For those who have never pulled back the hammer on a Winchester while a bugling elk slid into view, steam billowing from its nostrils on opening day, I cannot explain it. Either you’ve done it, or you haven’t. Shanstrom did not even try to explain to those who overruled the Winchester name the depth and breadth of the western hunting life. He knew it would be folly. Thus, Bighorn it is.
Shanstrom is best known, and most widely respected, for his “friends in high places.” He has, by the power of his personal grace alone, made the speaker list at the University of Montana’s Jones-Tamm lecture series the envy of Ivy League schools. Chief Justice John Roberts, Attorney General Eric Holder and Justice Antonin Scalia have been a few of the recent ones.
Ask Shanstrom how his fishing guest list became the A list’s A list, and he will tell you, “I had a boat and I knew Justice Byron ‘Whizzer’ White.” Really? My guess is that every Supreme Court justice knows dozens of people with dozens of boats. My guess is that these boats are a lot nicer than Shanstrom’s float boat.
But when a Supreme Court justice is in Shanstrom’s boat they are fishing. The law is left at home. The chatter is from the mother goose hissing away the human intruder and the beaver tail slapping the water. Human conversation is confined to hatches, hearth and home.

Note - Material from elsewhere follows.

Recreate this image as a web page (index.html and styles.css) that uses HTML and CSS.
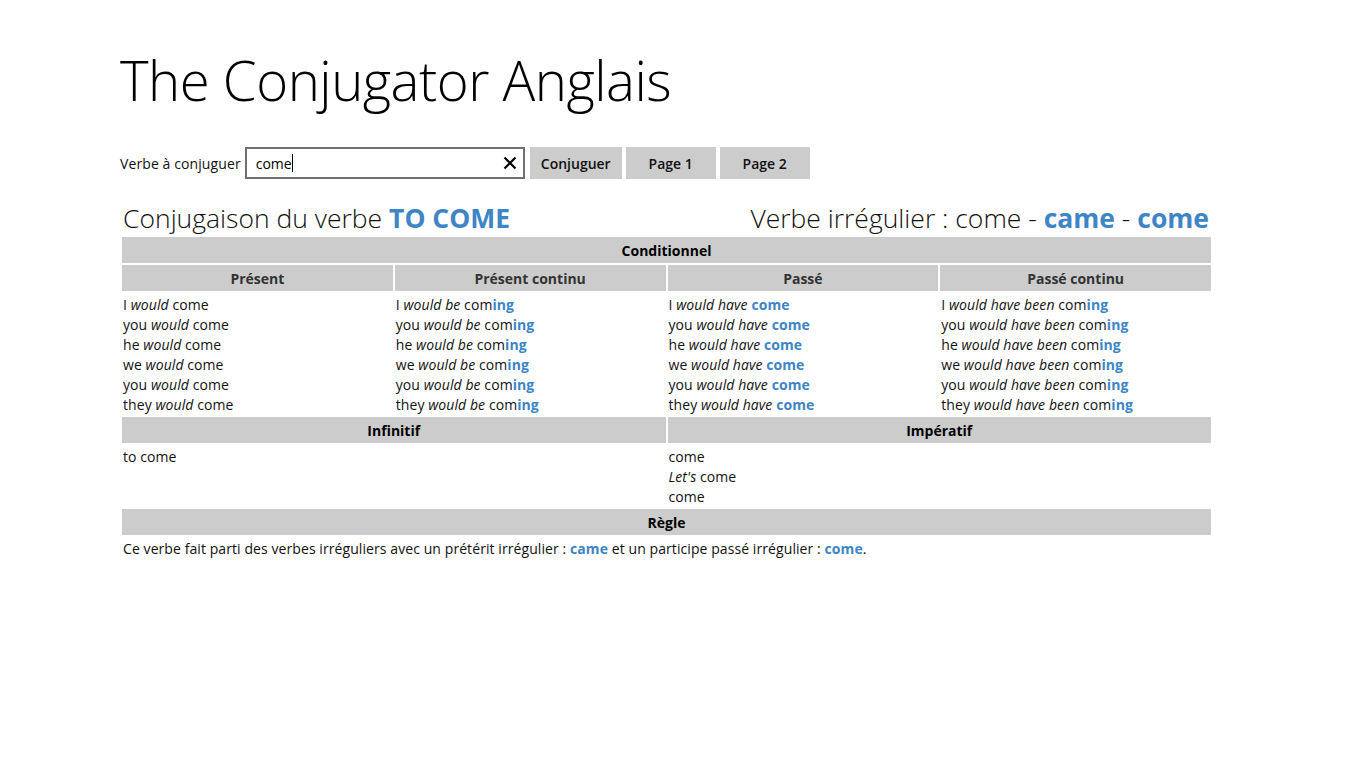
FILE: index.html
```html
<!DOCTYPE html>
<html lang="fr">
<head>
<meta charset="utf-8">
<title>The Conjugator Anglais</title>
<link rel="stylesheet" href="styles.css">
</head>
<body>
<main class="page">
  <h1 class="title">The Conjugator Anglais</h1>

  <div class="search">
    <label class="search-label" for="verb">Verbe à conjuguer</label>
    <div class="input-box">
      <span class="input-text">come<span class="caret"></span></span>
      <svg class="clear" width="14" height="14" viewBox="0 0 14 14"><path d="M1.5 1.5 L12.5 12.5 M12.5 1.5 L1.5 12.5" stroke="#000" stroke-width="2.2" fill="none"/></svg>
    </div>
    <button class="btn">Conjuguer</button>
    <button class="btn">Page 1</button>
    <button class="btn">Page 2</button>
  </div>

  <div class="heading">
    <div class="heading-left">Conjugaison du verbe <b class="blue">TO COME</b></div>
    <div class="heading-right">Verbe irrégulier : come - <b class="blue">came</b> - <b class="blue">come</b></div>
  </div>

  <section class="grid">
    <div class="hd span4 black">Conditionnel</div>
    <div class="hd">Présent</div>
    <div class="hd">Présent continu</div>
    <div class="hd">Passé</div>
    <div class="hd">Passé continu</div>

    <div class="cell">
      <div>I <i>would</i> come</div>
      <div>you <i>would</i> come</div>
      <div>he <i>would</i> come</div>
      <div>we <i>would</i> come</div>
      <div>you <i>would</i> come</div>
      <div>they <i>would</i> come</div>
    </div>
    <div class="cell">
      <div>I <i>would be</i> com<b class="blue">ing</b></div>
      <div>you <i>would be</i> com<b class="blue">ing</b></div>
      <div>he <i>would be</i> com<b class="blue">ing</b></div>
      <div>we <i>would be</i> com<b class="blue">ing</b></div>
      <div>you <i>would be</i> com<b class="blue">ing</b></div>
      <div>they <i>would be</i> com<b class="blue">ing</b></div>
    </div>
    <div class="cell">
      <div>I <i>would have</i> <b class="blue">come</b></div>
      <div>you <i>would have</i> <b class="blue">come</b></div>
      <div>he <i>would have</i> <b class="blue">come</b></div>
      <div>we <i>would have</i> <b class="blue">come</b></div>
      <div>you <i>would have</i> <b class="blue">come</b></div>
      <div>they <i>would have</i> <b class="blue">come</b></div>
    </div>
    <div class="cell">
      <div>I <i>would have been</i> com<b class="blue">ing</b></div>
      <div>you <i>would have been</i> com<b class="blue">ing</b></div>
      <div>he <i>would have been</i> com<b class="blue">ing</b></div>
      <div>we <i>would have been</i> com<b class="blue">ing</b></div>
      <div>you <i>would have been</i> com<b class="blue">ing</b></div>
      <div>they <i>would have been</i> com<b class="blue">ing</b></div>
    </div>

    <div class="hd span2 black">Infinitif</div>
    <div class="hd span2 black">Impératif</div>
    <div class="cell span2">
      <div>to come</div>
    </div>
    <div class="cell span2">
      <div>come</div>
      <div><i>Let's</i> come</div>
      <div>come</div>
    </div>

    <div class="hd span4 black">Règle</div>
    <div class="cell span4">
      <div>Ce verbe fait parti des verbes irréguliers avec un prétérit irrégulier : <b class="blue">came</b> et un participe passé irrégulier : <b class="blue">come</b>.</div>
    </div>
  </section>
</main>
</body>
</html>
```

FILE: styles.css
```css
html, body {
  margin: 0;
  padding: 0;
  background: #fff;
}
body {
  font-family: "Open Sans", "Noto Sans", "Liberation Sans", sans-serif;
  color: #111;
  font-size: 14px;
}
.page {
  padding: 40px 0 0 120px;
  width: 1091px;
}
.title {
  margin: 0;
  font-weight: 300;
  font-size: 54.5px;
  line-height: 80px;
  color: #000;
  letter-spacing: -0.5px;
}
.search {
  display: flex;
  align-items: center;
  margin-top: 27px;
  height: 32px;
}
.search-label {
  font-size: 14px;
  letter-spacing: 0.1px;
  margin-right: 4px;
}
.input-box {
  box-sizing: border-box;
  width: 280px;
  height: 32px;
  border: 2px solid #707070;
  display: flex;
  align-items: center;
  justify-content: space-between;
  padding: 0 6px 0 9px;
  margin-right: 5px;
}
.input-text {
  font-size: 14px;
  color: #000;
  display: inline-flex;
  align-items: center;
}
.caret {
  display: inline-block;
  width: 1px;
  height: 18px;
  background: #000;
}
.btn {
  box-sizing: border-box;
  height: 32px;
  width: 92px;
  margin-right: 4px;
  border: 0;
  background: #cccccc;
  font-family: inherit;
  font-size: 14px;
  font-weight: 600;
  color: #111;
  padding: 0;
}
.btn + .btn { width: 90px; }
.heading {
  display: flex;
  justify-content: space-between;
  align-items: baseline;
  margin-top: 20px;
  padding: 0 2px 0 3px;
  font-weight: 300;
  font-size: 26.5px;
  line-height: 38px;
  color: #111;
}
.heading b { font-weight: 700; }
.blue { color: #3d85c6; font-weight: 700; }
.grid {
  display: grid;
  grid-template-columns: repeat(4, 1fr);
  gap: 2px;
  margin-left: 2px;
  width: 1089px;
}
.hd {
  box-sizing: border-box;
  background: #cccccc;
  height: 26px;
  padding-top: 1px;
  line-height: 26px;
  text-align: center;
  font-weight: 700;
  font-size: 14px;
  color: #333;
}
.hd.black { color: #000; }
.span4 { grid-column: span 4; }
.span2 { grid-column: span 2; }
.cell {
  padding: 2px 0 0 1px;
  line-height: 20px;
  font-size: 14px;
  letter-spacing: 0.08px;
  color: #111;
}
```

We talk about the things we love, not the things we merely like. It is Shanstrom’s ability to keep the law in balance that makes him a close friend to so many people in such high places. Plus, Jack does not “kibitz and tell.”
If Jack wants to give a damn boat the credit, well, we’ll humor him.
Mark Parker is a Billings attorney and president-elect of the State Bar of Montana. This article was adapted from his piece that appeared in the September 2013 issue of Montana Lawyer, published by the state bar.